Амадея не посмела спросить, есть ли у нее дети. Для большинства эта тема была болезненной, особенно если их разлучили и детей отослали в другой лагерь. Или… или, того хуже, убили. Нацистам нужны только дети, способные работать. Какая польза от малышей?
— Ты замужем? — с любопытством допытывалась Роза, ложась и вытягивая худые ноги. Вместо одеяла у нее была половина старого пальто. У многих и этого не было.
— Нет, — улыбнулась Амадея. — Я монахиня-кармелитка.
— Монахиня? — с уважением протянула Роза, но тут же возмущенно спросила:
— Значит, тебя взяли прямо из монастыря?
— Я покинула монастырь в апреле. И с тех пор жила у друзей.
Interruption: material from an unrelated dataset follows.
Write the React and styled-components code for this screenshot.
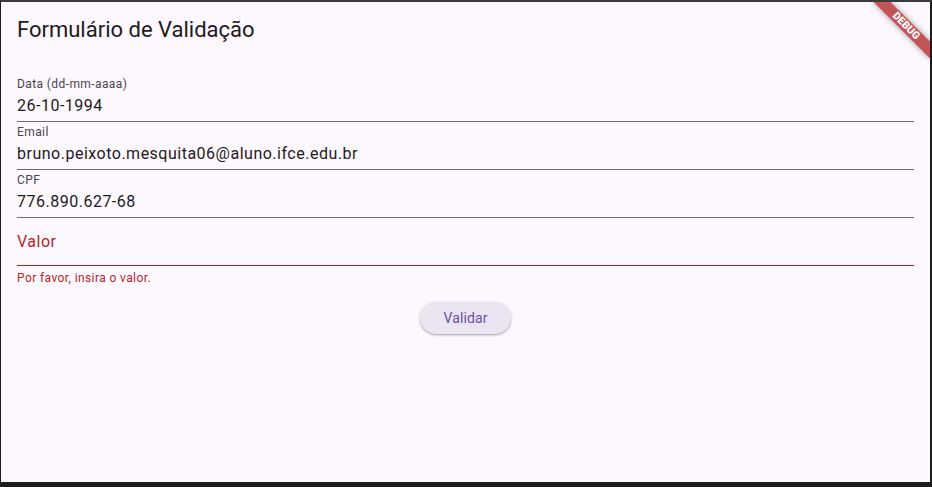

— Ты еврейка? — неуверенно поинтересовалась Роза.
— Моя мама еврейка. Я об этом не знала. Она перешла в католичество.
Роза кивнула.
— Ее тоже забрали?
Амадея тяжело вздохнула и ничего не ответила. Теперь она знала, что означает слово «забрали». Знала, что пришлось пережить матери и сестре. Она бы сделала все на свете, чтобы защитить их, даже если бы это означало новые страдания для нее самой. Оставалось только надеяться, что мать и Дафна еще живы. Хоть бы их не разлучили! Она будет молиться! чтобы Господь позволил ей хотя бы еще раз увидеться с родными. Правда, прощаясь с Амадеей, Жерар признался, что полное отсутствие вестей с прошлого апреля — дурной знак, а ведь от ее родных не было ни единого слова.
— Мне очень жаль, — прошептала Роза. — Но евреев сейчас забирают подчистую. Тебе уже сказали, где ты будешь работать?
— Велели прийти завтра. Неужели и ей сделают татуировку?